Cela fait cinq ans qu'on le chante ensemble. J'adore cette chanson et pourtant je ne connais rien en anglais. On la chante en hébreu et en arabe pour montrer qu'on est que des artistes et qu'on ne monte pas sur scène avec des kalachnikovs pour se faire la guerre. Si les autres pouvaitent suivre cet exemple, ce serait fabuleux. On voulait aussi rappeler que depuis cinquante ans que le conflit dure, il y a des gens qui sont nés dans la guerre, qui sont morts dans la guerre et qui n'auront jamais connu les délices de la paix. On ne dit pas qu'on va construire à nous seul la paix par cette chanson. Nul n'est prophète chez lui.

Jean-Jacques Goldman signe le single "C'est la Nuit" synonyme de tube. Est-ce que la collaboration avec Goldman est devenue un passage obligé?

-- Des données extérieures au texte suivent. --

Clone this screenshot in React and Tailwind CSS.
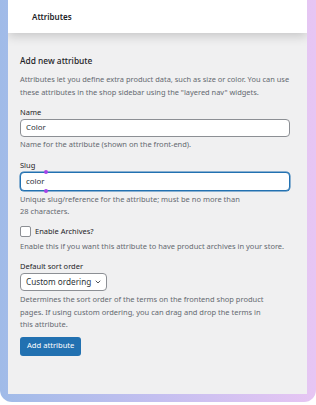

Pas du tout. On n'est pas sur un ring, en compétition à vouloir mettre KO son voisin en vendant plus de disques. Je ne suis pas un poète français et le meilleur en France pour moi c'est Jean-Jacques. Son écriture est facile à chanter. Ses mots sont toujours justes. On apprend vite son langage, sa plume est légère. "Aïcha" m'a ouvert beaucoup de portes qui m'étaient fermées sur des radios, ou dans des pays qui n'ont jamais voulu passer de chanteurs arabes. J'ai vu des Allemands chanter "Aïcha" en français, des Hollandais et des Américains reprendrent les couplets par cœur. Cela m'a fait un immense plaisir. Il faut donc que je fasse appel à Goldman. Et puis, il y avait aussi cette idée d'un album qui doit chanter la paix. Avec le mélange du juif, de l'arabe, du français, de l'américain...
Histoire de redire qu'il n'y a pas de frontières avec la musique, on a pas besoin d'un passeport pour composer ensemble.